The survey also asked employers to identify the most popular rewards in their organisations.
Flexible working time led the way, with 89 per cent allowing their staff to take up such benefits, followed by formal recognition/awards (86 per cent), ad-hoc benefits such as Christmas parties (79 per cent), performance-related bonuses (78 per cent) and extra holidays (74 per cent).
Interestingly, incentives such as the provision of life assurance, an increase in basic salary and maternity or paternity benefits (above and beyond the legal requirements) now seem to have been taken for granted as part of normal remuneration packages by staff, so are no longer seen as being particularly generous.
Alysoun Stewart, director of growth and strategic services at Grant Thornton said: "Information about the most popular methods of rewarding staff is invaluable and should be looked at closely by those who do not offer some of the less obvious benefits to their employees.
"It is also essential that employees understand that these add-on benefits are genuine rewards that do come at a cost to their organisation," she added.
Despite the recent Turner Report and warnings about changing demographics placing a strain on the state pension, the survey showed that pension provision was not considered as particularly effective or popular as a reward mechanism.

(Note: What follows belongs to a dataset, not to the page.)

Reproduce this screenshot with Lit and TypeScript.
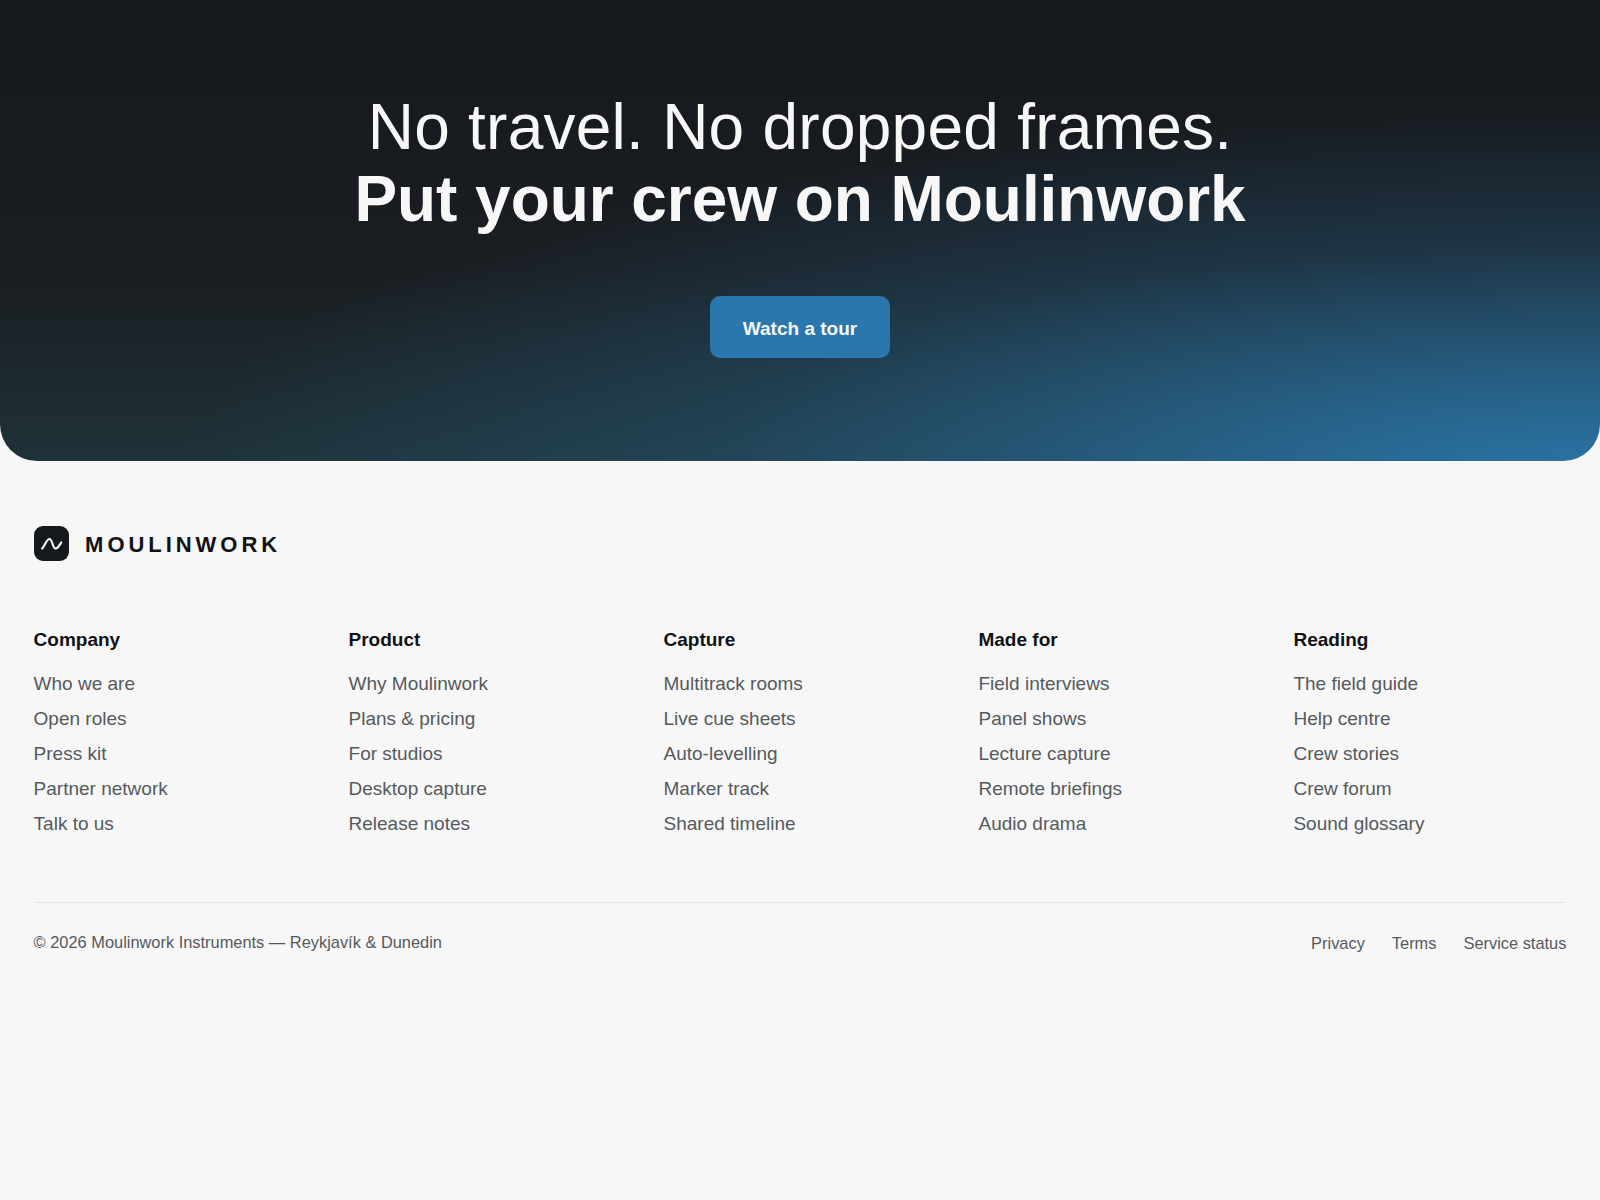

In fact employers felt that formal recognition for their staff (52 per cent) was better received by employees than pensions (50 per cent).

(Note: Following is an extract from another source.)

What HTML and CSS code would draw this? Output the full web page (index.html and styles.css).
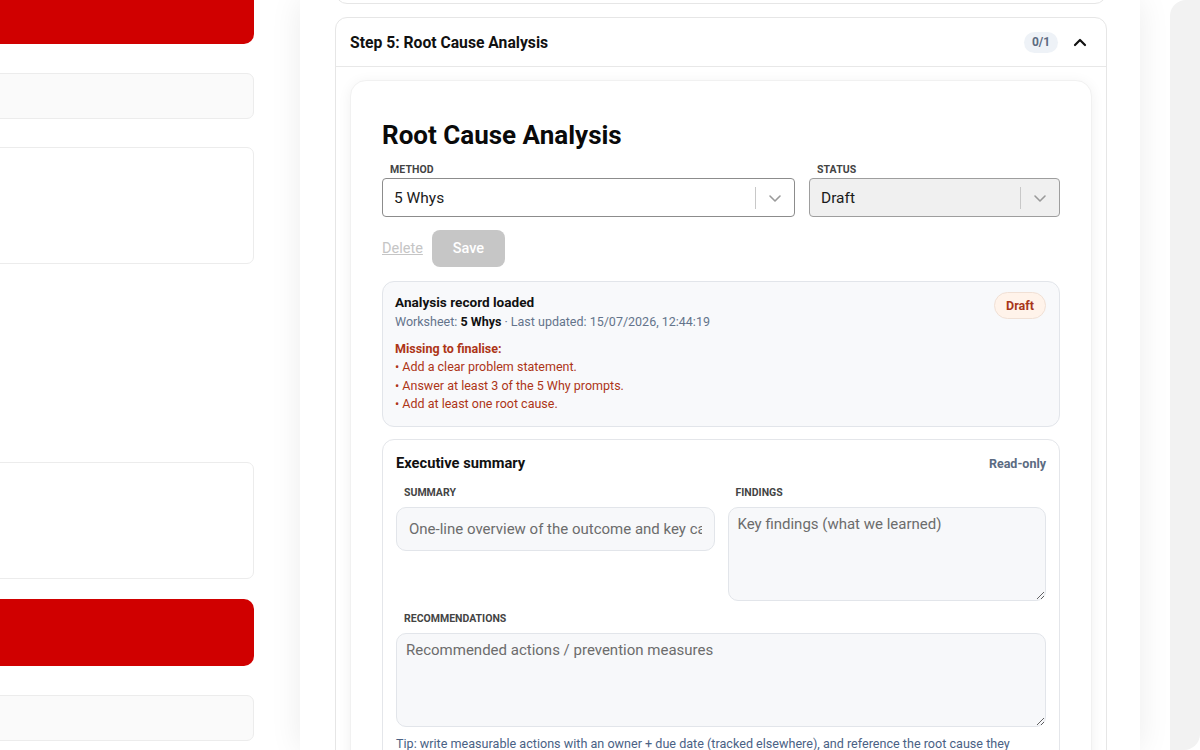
FILE: index.html
```html
<!DOCTYPE html>
<html lang="en">
<head>
<meta charset="utf-8">
<title>Root Cause Analysis</title>
<link rel="stylesheet" href="styles.css">
</head>
<body>
<div class="app">
  <aside class="side">
    <div class="side-btn side-btn-top"></div>
    <div class="side-box side-box-gray"></div>
    <div class="side-box side-box-tall"></div>
    <div class="side-spacer"></div>
    <div class="side-box side-box-tall"></div>
    <div class="side-btn"></div>
    <div class="side-box side-box-gray"></div>
  </aside>

  <main class="main">
    <div class="step step-prev"></div>

    <section class="step">
      <header class="step-head">
        <h2 class="step-title">Step 5: Root Cause Analysis</h2>
        <span class="step-count">0/1</span>
        <span class="step-toggle">
          <svg width="14" height="10" viewBox="0 0 14 10"><path d="M2 8 L7 3 L12 8" fill="none" stroke="#111" stroke-width="2.2" stroke-linecap="round" stroke-linejoin="round"/></svg>
        </span>
      </header>

      <div class="step-body">
        <div class="rca">
          <h1 class="rca-title">Root Cause Analysis</h1>

          <div class="field-row">
            <div class="field">
              <div class="field-label">METHOD</div>
              <div class="select">
                <span class="select-value">5 Whys</span>
                <span class="select-sep"></span>
                <span class="select-arrow">
                  <svg width="14" height="10" viewBox="0 0 14 10"><path d="M2 3 L7 8 L12 3" fill="none" stroke="#9a9a9a" stroke-width="1.6" stroke-linecap="round" stroke-linejoin="round"/></svg>
                </span>
              </div>
            </div>
            <div class="field">
              <div class="field-label">STATUS</div>
              <div class="select select-disabled">
                <span class="select-value">Draft</span>
                <span class="select-sep"></span>
                <span class="select-arrow">
                  <svg width="14" height="10" viewBox="0 0 14 10"><path d="M2 3 L7 8 L12 3" fill="none" stroke="#9a9a9a" stroke-width="1.6" stroke-linecap="round" stroke-linejoin="round"/></svg>
                </span>
              </div>
            </div>
          </div>

          <div class="actions">
            <a class="link-delete">Delete</a>
            <button class="btn-save" disabled>Save</button>
          </div>

          <div class="record">
            <div class="record-main">
              <div class="record-title">Analysis record loaded</div>
              <div class="record-meta">Worksheet: <b>5 Whys</b> · Last updated: 15/07/2026, 12:44:19</div>
              <div class="missing-title">Missing to finalise:</div>
              <ul class="missing-list">
                <li>• Add a clear problem statement.</li>
                <li>• Answer at least 3 of the 5 Why prompts.</li>
                <li>• Add at least one root cause.</li>
              </ul>
            </div>
            <span class="pill-draft">Draft</span>
          </div>

          <div class="exec">
            <div class="exec-head">
              <span class="exec-title">Executive summary</span>
              <span class="exec-ro">Read-only</span>
            </div>
            <div class="exec-grid">
              <div class="exec-field">
                <div class="exec-label">SUMMARY</div>
                <input class="exec-input" type="text" readonly placeholder="One-line overview of the outcome and key cause">
              </div>
              <div class="exec-field">
                <div class="exec-label">FINDINGS</div>
                <textarea class="exec-textarea exec-textarea-findings" readonly placeholder="Key findings (what we learned)"></textarea>
              </div>
            </div>
            <div class="exec-field exec-field-full">
              <div class="exec-label">RECOMMENDATIONS</div>
              <textarea class="exec-textarea" readonly placeholder="Recommended actions / prevention measures"></textarea>
            </div>
            <p class="exec-tip">Tip: write measurable actions with an owner + due date (tracked elsewhere), and reference the root cause they address.</p>
          </div>
        </div>
      </div>
    </section>
  </main>

  <div class="rail"></div>
</div>
</body>
</html>
```

FILE: styles.css
```css
* { box-sizing: border-box; }

html, body {
  margin: 0;
  padding: 0;
  height: 750px;
  overflow: hidden;
  background: #ffffff;
  font-family: Roboto, "Liberation Sans", Arial, sans-serif;
  color: #111;
}

.app {
  display: flex;
  height: 750px;
  overflow: hidden;
}

/* ---------- left column ---------- */
.side {
  width: 286px;
  flex: none;
  display: flex;
  flex-direction: column;
  padding-right: 32px;
  margin-right: 14px;
  background: #fff;
}

.side-btn {
  height: 67px;
  margin-left: -20px;
  background: #d00000;
  border-radius: 10px;
  flex: none;
}
.side-btn-top {
  margin-top: -23px;
}
.side-box {
  flex: none;
  margin-left: -20px;
  border: 1px solid #ececec;
  border-radius: 7px;
  background: #fff;
}
.side-box-gray {
  height: 46px;
  background: #fafafa;
}
.side-box-tall {
  height: 117px;
}
.side-btn + .side-box-gray { margin-top: 29px; }
.side-box-gray + .side-box-tall { margin-top: 28px; }
.side-spacer { height: 198px; flex: none; }
.side-box-tall + .side-btn { margin-top: 20px; }

/* ---------- main panel ---------- */
.main {
  width: 840px;
  flex: none;
  background: #fff;
  box-shadow: 0 0 30px rgba(0, 0, 0, 0.08);
  padding: 0 33px 0 35px;
  position: relative;
  z-index: 1;
}

.step {
  border: 1px solid #e6e6e6;
  border-radius: 12px;
  background: #fff;
}
.step-prev {
  height: 34px;
  margin-top: -30px;
  margin-bottom: 13px;
}

.step-head {
  height: 49px;
  display: flex;
  align-items: center;
  padding: 0 19px 0 14px;
  border-bottom: 1px solid #e8e8e8;
}
.step-title {
  margin: 0;
  font-size: 15.7px;
  font-weight: 700;
  color: #111;
}
.step-count {
  margin-left: auto;
  height: 21px;
  min-width: 34px;
  padding: 0 7px;
  border-radius: 11px;
  background: #eef2f7;
  color: #5d6b80;
  font-size: 12px;
  font-weight: 700;
  display: flex;
  align-items: center;
  justify-content: center;
}
.step-toggle {
  margin-left: 15px;
  width: 14px;
  height: 10px;
  display: flex;
}

.step-body {
  padding: 13px 14px 0 14px;
}

.rca {
  border-radius: 16px;
  border: 1px solid #f1f1f1;
  box-shadow: 0 2px 14px rgba(0, 0, 0, 0.06);
  padding: 37px 31px 40px 31px;
  background: #fff;
}

.rca-title {
  margin: 0;
  font-size: 26px;
  line-height: 34px;
  font-weight: 700;
  color: #0a0a0a;
}

.field-row {
  display: grid;
  grid-template-columns: 1fr 251px;
  column-gap: 14px;
  margin-top: 11px;
}
.field-label {
  padding-left: 8px;
  font-size: 10.5px;
  font-weight: 700;
  color: #444;
  line-height: 13px;
  margin-bottom: 2px;
  letter-spacing: 0.1px;
}
.select {
  height: 39px;
  border: 1px solid #8c8c8c;
  border-radius: 4px;
  display: flex;
  align-items: center;
  padding-left: 11px;
  background: #fff;
}
.select-disabled {
  background: #f0f0f0;
  border-color: #9e9e9e;
}
.select-value {
  flex: 1;
  font-size: 15.5px;
  color: #1a1a1a;
}
.select-sep {
  width: 1px;
  height: 22px;
  background: #c8c8c8;
}
.select-arrow {
  width: 38px;
  display: flex;
  justify-content: center;
}

.actions {
  display: flex;
  align-items: center;
  gap: 9px;
  margin-top: 13px;
}
.link-delete {
  font-size: 14.5px;
  color: #c5c5c5;
  text-decoration: underline;
}
.btn-save {
  width: 73px;
  height: 37px;
  border: none;
  border-radius: 8px;
  background: #c6c6c6;
  color: #fff;
  font-family: inherit;
  font-size: 14.5px;
  font-weight: 500;
}

.record {
  margin-top: 14px;
  display: flex;
  align-items: flex-start;
  border: 1px solid #e2e5ea;
  border-radius: 12px;
  background: #f8f9fb;
  padding: 10px 13px 12px 12px;
}
.record-main { flex: 1; }
.record-title {
  font-size: 13.6px;
  font-weight: 700;
  line-height: 20px;
  color: #111;
}
.record-meta {
  font-size: 12.5px;
  line-height: 20px;
  color: #64748b;
}
.record-meta b { color: #111; }
.missing-title {
  margin-top: 7px;
  font-size: 12.5px;
  font-weight: 700;
  line-height: 19px;
  color: #ad3517;
}
.missing-list {
  list-style: none;
  margin: 0;
  padding: 0;
}
.missing-list li {
  font-size: 12.5px;
  line-height: 18.7px;
  color: #ad3517;
}
.pill-draft {
  flex: none;
  height: 27px;
  padding: 0 11px;
  display: flex;
  align-items: center;
  border-radius: 14px;
  background: #fff3ea;
  border: 1px solid #f0e0d5;
  color: #a8361a;
  font-size: 12.5px;
  font-weight: 700;
  margin-top: 0;
}

.exec {
  margin-top: 12px;
  border: 1px solid #e4e6ea;
  border-radius: 12px;
  background: #fff;
  padding: 12px 13px 12px 13px;
}
.exec-head {
  display: flex;
  align-items: center;
  justify-content: space-between;
  height: 22px;
}
.exec-title {
  font-size: 14.7px;
  font-weight: 700;
  color: #111;
}
.exec-ro {
  font-size: 12.5px;
  font-weight: 700;
  color: #5b6b82;
}
.exec-grid {
  display: grid;
  grid-template-columns: 1fr 1fr;
  column-gap: 13px;
  margin-top: 12px;
}
.exec-field-full { margin-top: 11px; }
.exec-label {
  padding-left: 8px;
  font-size: 10.5px;
  font-weight: 700;
  color: #444;
  line-height: 13px;
  margin-bottom: 8px;
}
.exec-input,
.exec-textarea {
  display: block;
  width: 100%;
  border: 1px solid #e2e5ea;
  border-radius: 10px;
  background: #f7f8fa;
  font-family: inherit;
  font-size: 15px;
  color: #333;
  outline: none;
}
.exec-input {
  height: 44px;
  padding: 0 12px;
}
.exec-textarea {
  height: 94px;
  padding: 6px 9px;
  line-height: 20px;
  resize: vertical;
}
.exec-input::placeholder,
.exec-textarea::placeholder {
  color: #6c6c6c;
}
.exec-tip {
  margin: 8px 0 0 0;
  font-size: 12.6px;
  line-height: 18px;
  color: #4a6285;
}

/* ---------- right rail ---------- */
.rail {
  margin-left: 30px;
  flex: 1;
  background: #f2f2f2;
  border-radius: 16px 0 16px 0;
}
```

"The lack of emphasis on pensions is a cause for concern, especially as this probably represents the biggest (and arguably the most important) single investment an individual will ever make," said Stewart.
"The lack of importance is likely to be a reflection of the wider apathy to pension provision, which the Government is desperately trying to change," she added.

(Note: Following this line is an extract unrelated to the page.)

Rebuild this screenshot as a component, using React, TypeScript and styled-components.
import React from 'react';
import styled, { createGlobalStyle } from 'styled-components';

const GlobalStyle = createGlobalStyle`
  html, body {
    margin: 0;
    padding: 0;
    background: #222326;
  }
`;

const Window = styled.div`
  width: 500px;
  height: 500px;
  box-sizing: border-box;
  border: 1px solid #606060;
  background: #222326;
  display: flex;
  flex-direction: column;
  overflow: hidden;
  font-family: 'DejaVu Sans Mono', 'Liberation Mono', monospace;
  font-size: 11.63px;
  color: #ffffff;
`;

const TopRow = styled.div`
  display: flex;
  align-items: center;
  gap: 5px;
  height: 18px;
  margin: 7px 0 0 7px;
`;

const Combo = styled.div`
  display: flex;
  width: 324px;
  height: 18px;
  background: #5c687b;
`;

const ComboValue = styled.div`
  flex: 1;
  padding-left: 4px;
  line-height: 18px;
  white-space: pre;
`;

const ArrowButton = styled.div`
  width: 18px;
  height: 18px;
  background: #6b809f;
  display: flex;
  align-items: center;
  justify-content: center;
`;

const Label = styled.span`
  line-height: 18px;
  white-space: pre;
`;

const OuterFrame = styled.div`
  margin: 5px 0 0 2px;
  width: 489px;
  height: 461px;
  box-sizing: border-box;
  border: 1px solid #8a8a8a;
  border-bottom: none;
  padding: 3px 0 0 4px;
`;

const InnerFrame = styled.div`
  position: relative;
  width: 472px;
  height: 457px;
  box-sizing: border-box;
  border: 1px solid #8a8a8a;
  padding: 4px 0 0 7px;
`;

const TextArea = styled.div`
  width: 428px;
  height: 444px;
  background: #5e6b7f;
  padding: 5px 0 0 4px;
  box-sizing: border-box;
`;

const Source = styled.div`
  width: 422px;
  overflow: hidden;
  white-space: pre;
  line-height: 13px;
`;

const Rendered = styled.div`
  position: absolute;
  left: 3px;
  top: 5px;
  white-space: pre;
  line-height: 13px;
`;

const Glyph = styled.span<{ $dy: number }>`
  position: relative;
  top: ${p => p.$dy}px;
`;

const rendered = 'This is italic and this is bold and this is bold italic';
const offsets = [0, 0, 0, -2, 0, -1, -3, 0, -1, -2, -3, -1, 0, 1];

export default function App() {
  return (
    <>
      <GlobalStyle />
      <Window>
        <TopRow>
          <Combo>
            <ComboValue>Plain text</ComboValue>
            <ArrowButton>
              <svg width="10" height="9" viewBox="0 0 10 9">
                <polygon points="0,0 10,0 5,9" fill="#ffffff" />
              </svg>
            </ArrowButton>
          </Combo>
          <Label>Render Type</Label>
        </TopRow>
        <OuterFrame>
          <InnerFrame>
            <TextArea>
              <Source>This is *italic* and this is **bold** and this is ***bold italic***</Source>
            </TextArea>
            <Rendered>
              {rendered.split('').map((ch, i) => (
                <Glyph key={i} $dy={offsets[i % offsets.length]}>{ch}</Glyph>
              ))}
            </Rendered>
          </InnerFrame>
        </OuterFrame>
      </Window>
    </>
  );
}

Another finding from the research was that gone are the days of hierarchal management structures, where colleagues do not socialise and employees are "suited and booted".
The vast majority – 95 per cent – of the businesses surveyed said their people had fun at work and three quarters enjoyed a drink together regularly in comparison to only 5 per cent who said they rarely socialised with their work colleagues.
Workplaces were also found to be quite relaxed with people being trusted to get on with their jobs in 92 per cent of businesses – more than twice the number who did not allow their employees to do things without proper authorisation (45 per cent).
More than half the businesses surveyed had a flat structure with only 33 per cent having a strict or traditional hierarchical structure.
Beyond reward strategies, the survey also identified that more than half of the UK's top 100 best companies to work for said that people in their business were dressed casually, more than three times those who had a strict dress code.